For most public opinion polling needs - tracking approval ratings, testing messaging, or gauging reaction to a new law - the speed, cost efficiency, and geographic coverage of smartphone surveys make them the preferred tool in Hawaiʻi’s unique environment.
My final recommendation is to adopt a hybrid approach when resources allow: use smartphone surveys for the bulk of data collection, then supplement with targeted telephone or in-person interviews to fill any gaps identified during weighting. This strategy leverages the strengths of each method while minimizing their weaknesses.
Frequently Asked Questions
Q: How do smartphone surveys handle respondents without internet access?
A: They can be delivered via SMS or simple web links that work on basic mobile browsers, ensuring even low-bandwidth users can participate.
Q: Are traditional polls still required for official elections?
A: Yes, official election results rely on certified ballot counts, but public opinion polls - whether phone or smartphone - are used to gauge voter sentiment before the vote.

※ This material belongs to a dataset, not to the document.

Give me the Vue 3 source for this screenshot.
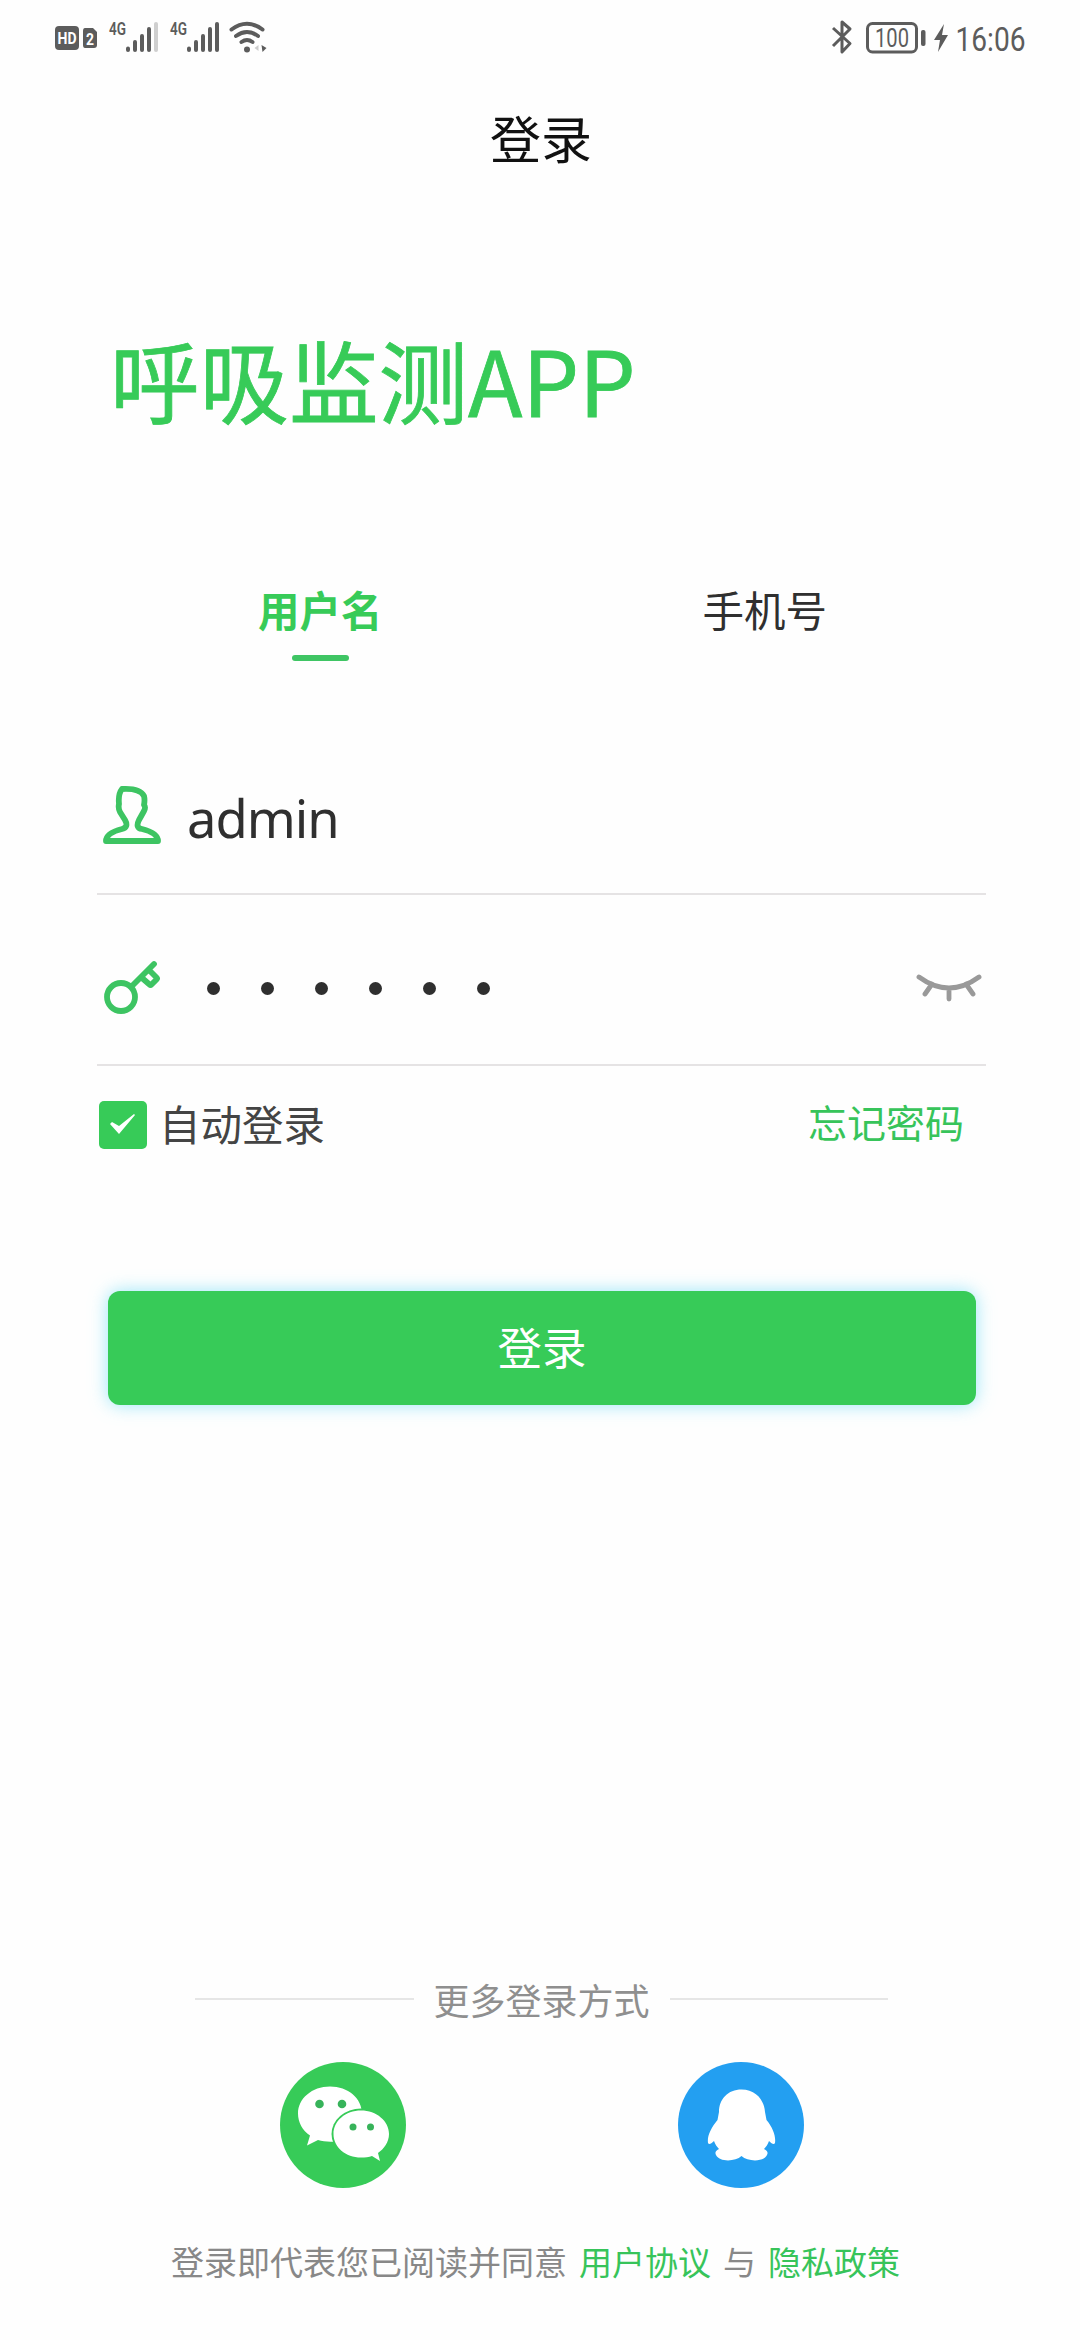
<script setup>
import { ref } from 'vue'

const tabs = ['用户名', '手机号']
const activeTab = ref(0)
const username = ref('admin')
const passwordLength = ref(6)
const autoLogin = ref(true)
</script>

<template>
  <div class="page">
    <!-- 状态栏 -->
    <div class="status-bar">
      <svg class="status-left" viewBox="0 0 230 76" fill="#5c5c5c">
        <rect x="15" y="26" width="24" height="24" rx="4" />
        <text x="17.5" y="44" font-size="17" font-weight="700" fill="#fff" textLength="19" lengthAdjust="spacingAndGlyphs">HD</text>
        <path d="M45 28h8l4 4v13q0 3-3 3h-9q-2 0-2-3V31q0-3 2-3z" />
        <text x="46" y="44.500" font-size="17" font-weight="700" fill="#fff" textLength="8" lengthAdjust="spacingAndGlyphs">2</text>
        <g v-for="n in 2" :key="n" :transform="`translate(${(n - 1) * 61} 0)`">
          <text x="69" y="35" font-size="18" font-weight="600" textLength="17" lengthAdjust="spacingAndGlyphs">4G</text>
          <g stroke="#5c5c5c" stroke-width="4" stroke-linecap="round">
            <path d="M88 48.500v1.500M95 42v8M102 36v14M109 29v21" />
            <path d="M116 24v26" :stroke="n === 1 ? '#cfcfcf' : '#5c5c5c'" />
          </g>
        </g>
        <g fill="none" stroke="#5c5c5c" stroke-width="4" stroke-linecap="round">
          <path d="M191.500 29.500q15.500-11.500 31 0M196 36q11-8 22 0M201.500 42q5.500-4 11 0" />
        </g>
        <circle cx="207" cy="49.500" r="3" />
        <path d="M221.500 45l5 3-4 4z" />
        <path d="M218.500 45v6l-4-3z" fill="#ccc" />
      </svg>
      <svg class="status-right" viewBox="0 0 230 76" fill="#5c5c5c">
        <path d="M3 28l17 15.500-8 8.500V22l8 7L3 46" fill="none" stroke="#5c5c5c" stroke-width="3" stroke-linejoin="round" />
        <rect x="37.500" y="23.500" width="49" height="28.500" rx="5" fill="none" stroke="#5c5c5c" stroke-width="3" />
        <text x="45" y="46.500" font-size="26" textLength="34" lengthAdjust="spacingAndGlyphs">100</text>
        <rect x="91" y="30" width="4.500" height="16" rx="2" />
        <path d="M114 24l-10 16h6l-2 12 10-17h-6z" />
        <text x="125.500" y="51" font-size="34" textLength="70" lengthAdjust="spacingAndGlyphs">16:06</text>
      </svg>
    </div>

    <div class="nav-title">登录</div>

    <h1 class="brand">呼吸监测APP</h1>

    <!-- 登录方式切换 -->
    <div class="tabs">
      <div
        v-for="(tab, i) in tabs"
        :key="tab"
        class="tab"
        :class="{ active: activeTab === i }"
        @click="activeTab = i"
      >
        {{ tab }}
      </div>
    </div>

    <!-- 表单 -->
    <div class="form">
      <div class="field">
        <svg class="field-icon" viewBox="0 0 60 60">
          <path d="M20 4q18-1 22 7 1 4 0 9 2 2 0 6l-5 9q-4 8 3 9 16 4 16 12H4q0-8 16-12 7-2 3-9l-5-8q-2-4-1-8-1-10 3-15z" />
        </svg>
        <span class="username">{{ username }}</span>
      </div>
      <div class="field password">
        <svg class="field-icon" viewBox="0 0 60 60">
          <circle cx="19" cy="38" r="14" />
          <path d="M29.500 27.500L52 5M39.500 18.500l8 7q1 1 2 0l5-5q1-1 0-2l-6-6" />
        </svg>
        <div class="dots">
          <i v-for="n in passwordLength" :key="n" class="dot"></i>
        </div>
        <svg class="eye" viewBox="0 0 66 30">
          <path d="M3 3q30 22 60 0M16 10l-7 10M33 14v11M50 10l7 10" />
        </svg>
      </div>
    </div>

    <div class="options">
      <label class="auto" @click="autoLogin = !autoLogin">
        <span class="checkbox">
          <svg v-if="autoLogin" viewBox="0 0 48 48">
            <path d="M11 23l2-2 7 4 15-12 1 1-16 19z" />
          </svg>
        </span>
        <span class="auto-label">自动登录</span>
      </label>
      <a class="forgot">忘记密码</a>
    </div>

    <button class="submit">登录</button>

    <!-- 第三方登录 -->
    <div class="footer">
      <div class="divider">更多登录方式</div>
      <div class="socials">
        <svg class="social" viewBox="0 0 126 126">
          <circle cx="63" cy="63" r="63" fill="#37cb58" />
          <path d="M50 24.500c-18 0-32 12-32 27 0 9 4.500 17 12 22l-3 10 11-5.500c5 1.500 11 2 17 1.500 14 0 27-12 27-27.500 0-16-14-27.500-32-27.500z" fill="#fff" />
          <ellipse cx="81" cy="72" rx="29.500" ry="25.500" fill="#37cb58" />
          <path d="M81 48.500c-15.500 0-27.500 10.500-27.500 23.500S65.500 95.500 81 95.500c4 0 8-.5 11-1.500l8 5-2-8c6-4 11-11 11-19 0-13-12.500-23.500-28-23.500z" fill="#fff" />
          <g fill="#37b35a">
            <circle cx="39.500" cy="42" r="4.300" />
            <circle cx="62" cy="42" r="4.300" />
            <circle cx="73" cy="65" r="3.500" />
            <circle cx="90.500" cy="65" r="3.500" />
          </g>
        </svg>
        <svg class="social" viewBox="0 0 126 126">
          <circle cx="63" cy="63" r="63" fill="#239ff1" />
          <path d="M63.500 27.500C50 27.500 41 37 41 50l-1.500 8C33 66 29 74 30 81c1 2 3 1 6-2 1 3 3 6 5 8-4 2-4 4-3 6 3 7 19 7 25.500 1 6.500 6 22.500 6 25.500-1 1-2 1-4-3-6 2-2 4-5 5-8 3 3 5 4 6 2 1-7-2-15-8.500-23L87 50c-1-13-10-22.500-23.500-22.500z" fill="#fff" />
        </svg>
      </div>
      <div class="agreement">
        <span>登录即代表您已阅读并同意</span>
        <a>用户协议</a>
        <span>与</span>
        <a>隐私政策</a>
      </div>
    </div>
  </div>
</template>

<style>
body {
  margin: 0;
  background: #fefefe;
}
</style>

<style scoped>
.page {
  display: flex;
  flex-direction: column;
  width: 1080px;
  height: 2340px;
  box-sizing: border-box;
  padding-bottom: 55px;
  overflow: hidden;
  background: #fefefe;
  font-family: "Noto Sans CJK SC", sans-serif;
  color: #2f2f2f;
}

.status-bar {
  display: flex;
  justify-content: space-between;
  height: 76px;
  padding: 0 20px 0 40px;
  font-family: Roboto, sans-serif;
}

.status-left { width: 230px; height: 76px; }
.status-right { width: 230px; height: 76px; }

.nav-title {
  height: 130px;
  line-height: 123px;
  text-align: center;
  text-indent: 2px;
  font-size: 51px;
  color: #111;
}

.brand {
  margin: 0;
  padding: 104px 0 0 110px;
  font-size: 89.5px;
  line-height: 136px;
  font-weight: 400;
  color: #37cb58;
  -webkit-text-stroke: 0.8px #37cb58;
}

.tabs {
  display: flex;
  margin: 118px 93px 0 98px;
}

.tab {
  flex: 1;
  display: flex;
  flex-direction: column;
  align-items: center;
  height: 97px;
  font-size: 41.5px;
  line-height: 90px;
}

.tab.active {
  font-weight: 700;
  color: #37cb58;
}

.tab.active::after {
  content: '';
  width: 57px;
  height: 6px;
  margin-top: 1px;
  border-radius: 3px;
  background: #3fc564;
}

.form {
  margin: 75px 94px 0 97px;
}

.field {
  box-sizing: border-box;
  display: flex;
  align-items: center;
  height: 159px;
  border-bottom: 2px solid #e5e3e4;
}

.field.password {
  height: 171px;
  padding-top: 18px;
}

.field-icon {
  width: 60px;
  height: 60px;
  margin-left: 5px;
  fill: none;
  stroke: #3dc462;
  stroke-width: 5.8;
  stroke-linecap: round;
  stroke-linejoin: round;
}

.username {
  padding-top: 6px;
  margin-left: 25px;
  font-family: "Noto Sans", sans-serif;
  font-size: 52.5px;
  letter-spacing: -1px;
}

.dots {
  display: flex;
  gap: 41px;
  margin-left: 45px;
}

.dot {
  width: 13px;
  height: 13px;
  border-radius: 50%;
  background: #2f2f2f;
}

.eye {
  width: 66px;
  height: 30px;
  margin-left: auto;
  margin-right: 4px;
  fill: none;
  stroke: #999;
  stroke-width: 4.8;
  stroke-linecap: round;
}

.options {
  display: flex;
  justify-content: space-between;
  align-items: center;
  height: 60px;
  margin: 29px 116px 0 99px;
}

.auto {
  display: flex;
  align-items: center;
  gap: 12px;
  font-size: 41.5px;
  color: #444;
}

.auto-label { padding-bottom: 4px; }

.checkbox {
  width: 48px;
  height: 48px;
  border-radius: 5px;
  background: #37cb58;
}

.checkbox svg { display: block; }
.checkbox path { fill: #fff; }

.forgot {
  padding-bottom: 8px;
  font-size: 39px;
  color: #37c45a;
}

.submit {
  height: 114px;
  margin: 136px 104px 0 108px;
  padding: 0 0 5px;
  border: none;
  border-radius: 12px;
  background: #37cb58;
  box-shadow: 0 0 18px rgba(90, 215, 245, 0.6);
  font-family: inherit;
  font-size: 44.5px;
  color: #fff;
}

.footer {
  margin-top: auto;
}

.divider {
  display: flex;
  align-items: center;
  gap: 20px;
  margin: 0 192px 0 195px;
  font-size: 36px;
  line-height: 52px;
  color: #8f8f8f;
}

.divider::before,
.divider::after {
  content: '';
  flex: 1;
  height: 2px;
  background: #e6e6e6;
}

.socials {
  display: flex;
  gap: 272px;
  margin: 37px 0 0 280px;
}

.social {
  width: 126px;
  height: 126px;
}

.agreement {
  display: flex;
  gap: 12px;
  margin: 49px 0 0 171px;
  font-size: 33px;
  line-height: 48px;
  color: #888;
}

.agreement a { color: #37c45a; }
</style>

Q: What steps can ensure a smartphone survey is demographically representative?
A: Recruit a panel that matches census demographics, apply post-survey weighting, and use geo-targeting to reach under-represented islands or age groups.
Q: How does cost differ between the two methods in Hawaiʻi?
A: Traditional polls can exceed $5,000 per thousand responses due to travel and interviewer fees, while smartphone surveys often stay under $1,000 per thousand thanks to digital delivery.
Q: Can smartphone surveys capture nuanced opinions?
A: They can, if designed with skip-logic and open-ended text fields, but deep qualitative insights may still benefit from supplemental in-person interviews.